PPF is a long-term investment strategy that is well-liked by people who desire to generate substantial yet reliable returns. The primary goal of those who open a PPF account is the proper protection of the principal sum. When a PPF account is opened, the applicant is assigned a PPF account where money is deposited monthly and interest is accumulated.
For those with a low tolerance for risk, a public provident fund system is perfect. Since the government has authorized this program, it is supported by guaranteed returns to meet the basic financial demands of the Indian public, as its return is not based on market performance.
Return Rates for PPF
The PPF return rate, which is based on the rate of returns on government bonds, is revised by the Indian government every three months. The Indian government has raised the return rate for PPF to 7.1% for the first quarter of the financial year 2023. Account holders must receive their refunds from the Indian government.
Monthly interest calculations are performed for PPF. However, after each fiscal year, such interest is added to the account’s balance.
To calculate interest for a given month, the lowest amount in a PPF account as of both the month’s end date and its fifth day is taken into account.
Comparison Between NPS vs PPF
Making a comparison between PPF and NPS is necessary to comprehend the specifics of each product.
A comparative description is given of the PPF and NPS to make it easier for you to decide which investing option is ideal for you.
1- Both Are Government Schemes.
The Government of India introduced the NPS, a market-dependent pension savings program, to help financially disadvantaged retirees. The market and the effectiveness of the pension fund manager therefore influence NPS return rates.
PPF is an instrument that is supported by the government and is not just for pensions; it also has set returns.
2- Investment Limit
In the PPF scheme, the minimum amount allowed for investment is ₹500 and the maximum limit is ₹1.5 lakh annually.
In NPS, the minimum investment amount is ₹6,000 annually, and there is no maximum limit for investing in an NPS account.
3- Eligibility
PPF investments are open to Indian citizens. A person is only permitted to have one PPF account unless the following account is in the name of a minor.
Investors in NPS must be Indian citizens between the ages of 18 and 70. NRIs may also make investments in NPS.
4- Taxation
An investment in a PPF up to the amount of Rs. 1.5 lakh will qualify for a tax deduction under Section 80C of the Income Tax Act. According to a statement in the annual income tax return, PPF interests are not subject to taxes. Additionally, the PPF maturity amount is tax-exempt. Investors in PPFs will thus benefit from lax taxation.

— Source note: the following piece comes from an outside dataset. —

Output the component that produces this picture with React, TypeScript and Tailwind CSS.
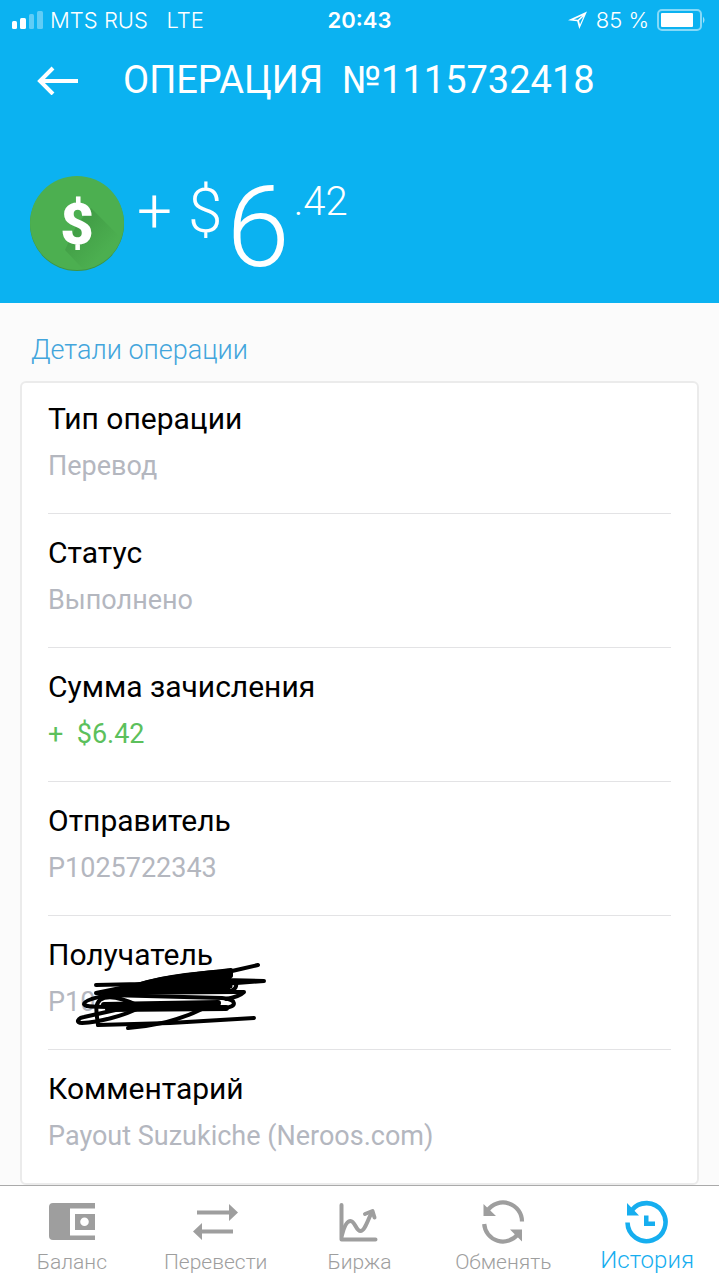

Moreover, Section 80C allows for tax deductions on NPS contributions up to Rs. 1.5 lakh. The minimum contribution amount is 10% of your pay. 40% of the NPS balance may be withdrawn without incurring any taxes once the NPS has reached its maturity period. After retirement, the monthly income must be obtained by purchasing an annuity with the remaining 40%. You can take the remaining amount after paying the tax.
5- Withdrawal Facility
The National Pension System (NPS) is avoided by investors due to its restrictive structure, among other factors. Only 60% of the corpus can be withdrawn when your money is locked until you are 60. A monthly pension is generated by investing the remaining 40%.
Since the Public Provident Fund is supported by the central government and there is little possibility of capital loss, it is one of the safest investment options. The benefit of compounding is yet another strong element of PPF. PPF subscribers stand to gain significantly from Public Provident Fund returns because of compounding and a lengthy (15-year) term.
6- Safety
NPS returns are market-dependent and typically not regarded as a secure choice. In this scheme, your return will be directly impacted by market ups and downs. The effectiveness of a pension fund manager is also a factor in determining NPS returns. As a result, you can change managers if you’re unhappy with their performance.

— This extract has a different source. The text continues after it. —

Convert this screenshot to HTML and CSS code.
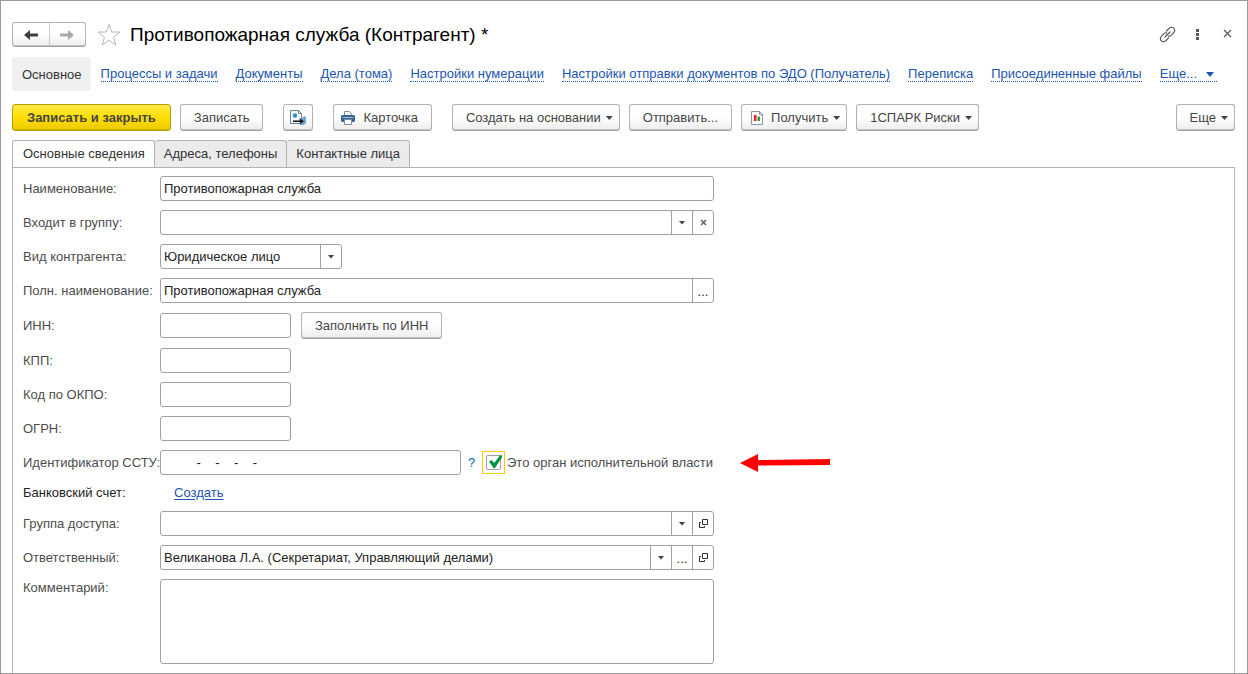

Regarding PPF returns, it is well known that they have fixed returns, so one can essentially rule out any default risk.
7- Return
The return given to subscribers in NPA varies because it depends on the performance of the market.
On the other hand, the return on PPF is fixed and calculated every month.

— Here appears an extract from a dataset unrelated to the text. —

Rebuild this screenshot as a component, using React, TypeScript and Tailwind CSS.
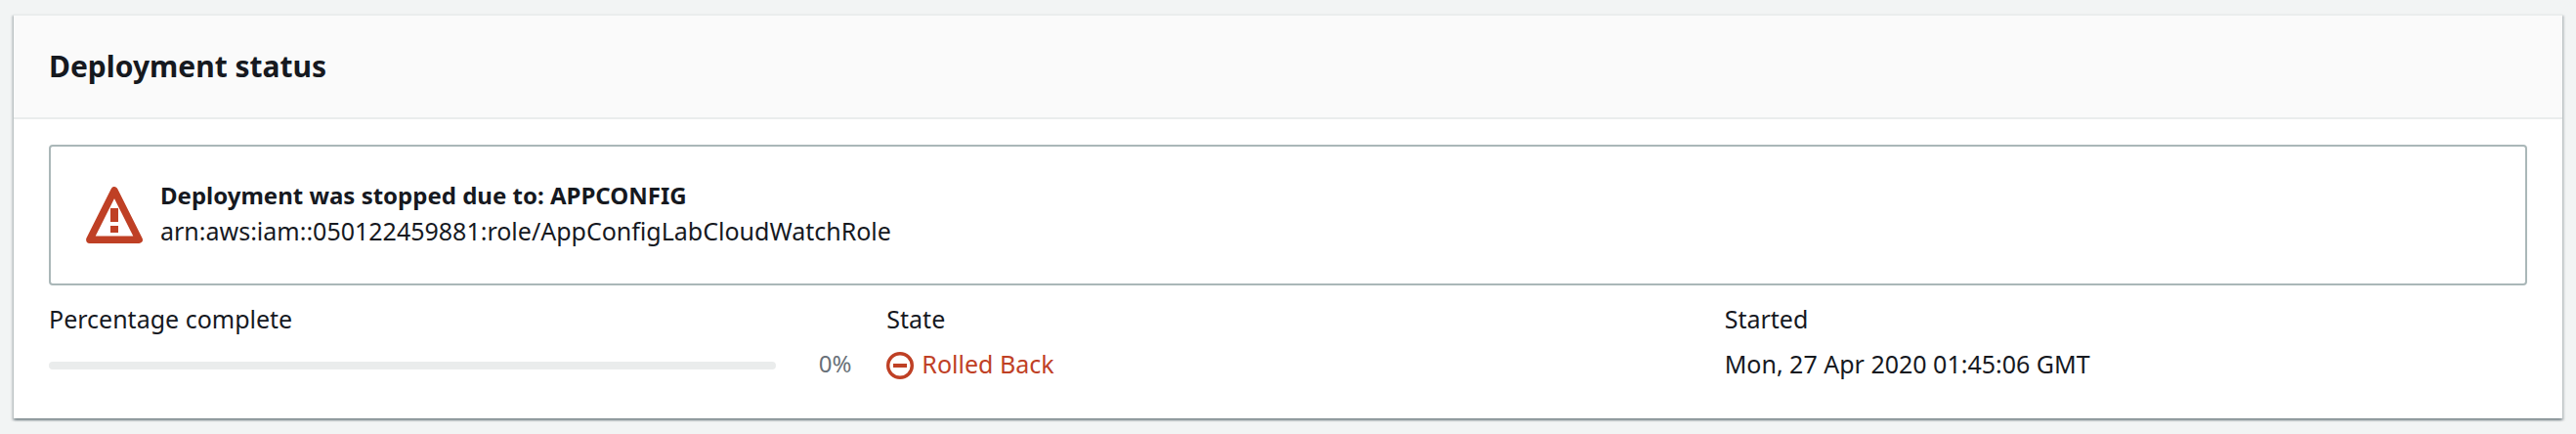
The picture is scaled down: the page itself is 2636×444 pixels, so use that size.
import type { ReactNode } from "react";

function WarningIcon() {
  return (
    <svg viewBox="0 0 58 58" className="mt-1 size-[58px] shrink-0" fill="none" aria-hidden="true">
      <path d="M29 3.8 54.2 54.2H3.8Z" stroke="#bf4025" strokeWidth="7.4" strokeLinejoin="round" />
      <path d="M25 22h8v14h-8zM25 40h8v7h-8z" fill="#bf4025" />
    </svg>
  );
}

function StoppedIcon() {
  return (
    <svg viewBox="0 0 28 28" className="mt-1 size-7 shrink-0" fill="none" stroke="currentColor" aria-hidden="true">
      <circle cx="14" cy="14" r="12.3" strokeWidth="3.4" />
      <path d="M7 14h14" strokeWidth="4" />
    </svg>
  );
}

function Field({ label, children }: { label: string; children: ReactNode }) {
  return (
    <div className="flex flex-col gap-2.5">
      <dt>{label}</dt>
      <dd>{children}</dd>
    </div>
  );
}

function Progress({ value }: { value: number }) {
  return (
    <div className="flex items-center">
      <div
        role="progressbar"
        aria-label="Percentage complete"
        aria-valuenow={value}
        aria-valuemin={0}
        aria-valuemax={100}
        className="mt-1 h-2 grow overflow-hidden rounded bg-[#eaecec]"
      >
        <div className="h-full bg-[#0073bb]" style={{ width: `${value}%` }} />
      </div>
      <span className="w-[77px] text-right text-[24px] leading-9 text-[#687078]">{value}%</span>
    </div>
  );
}

export default function App() {
  return (
    <main className="min-h-screen bg-[#f2f4f4] px-3.5 pt-3.5 pb-4 font-['Noto_Sans',sans-serif] text-[25px] leading-9 text-[#16191f]">
      <section className="border-t-2 border-[#eaeded] bg-white shadow-[0_2px_2px_0_rgba(0,28,36,0.3),2px_2px_2px_0_rgba(0,28,36,0.15),-2px_2px_2px_0_rgba(0,28,36,0.15)]">
        <header className="border-b-2 border-[#eaeded] bg-[#fafafa] px-9 py-8">
          <h2 className="text-[30px] leading-10 font-bold">Deployment status</h2>
        </header>
        <div className="flex flex-col gap-4 px-9 pt-[26px] pb-[38px]">
          <div role="alert" className="flex items-center gap-[18px] rounded-sm border-2 border-[#aab7b8] px-9 pt-8 pb-9">
            <WarningIcon />
            <div>
              <p className="text-[24px] leading-9 font-bold">Deployment was stopped due to: APPCONFIG</p>
              <p>arn:aws:iam::050122459881:role/AppConfigLabCloudWatchRole</p>
            </div>
          </div>
          <dl className="grid grid-cols-3 gap-9">
            <Field label="Percentage complete">
              <Progress value={0} />
            </Field>
            <Field label="State">
              <span className="flex items-center gap-2 text-[#bf4025]">
                <StoppedIcon />
                Rolled Back
              </span>
            </Field>
            <Field label="Started">Mon, 27 Apr 2020 01:45:06 GMT</Field>
          </dl>
        </div>
      </section>
    </main>
  );
}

Which is Better NPS vs PPF?
Any investment tool has advantages and disadvantages. PPF produces set returns in the fixed-income category, but equity pension funds offered by NPS have the potential to produce higher returns over the long run. PPF investments, on the other hand, carry less risk than NPS investments, which are market-based.
Additionally, if you fall into a higher tax bracket, investing in NPS will let you build a tax-efficient retirement fund.
PPF investments might not be a good choice for you if you have less than 15 years until retirement. To secure your funds, NPS can still assist you in building a retirement corpus.
One can choose an investing strategy based on the type, goal, and level of risk-taking of the investor.
Conclusion
Living a long life is likely to result in a greater pension benefit in retirement. To achieve long-term financial security, you don’t have to give up your existing standard of living. When you save, invest, and spend, it requires that you make a deliberate choice to be thrifty with your money.
For a happy and successful later life, having a well-rounded retirement plan is just as important as eating well. One reliable long-term budgeting principle is the 50/30/20 rule of thumb. 50 percent of the budget should go towards essential costs such as mortgages, rent, energy, and food.
It is advised that you spend 30 percent of your income on extracurricular pursuits like vacationing, shopping, and taking care of your health. The remaining 20% should be allocated to investments, savings, and retirement. Your available funds for investments increase as your debt decreases.
Debt reduction is a must. If there are any charges for entertainment, travel, or shopping that can be cancelled or reduced, review your credit card statements for such charges. Keep an eye on the accuracy of your pension statements. You could want to increase your retirement savings or begin investing more in preparation for a lengthy life span.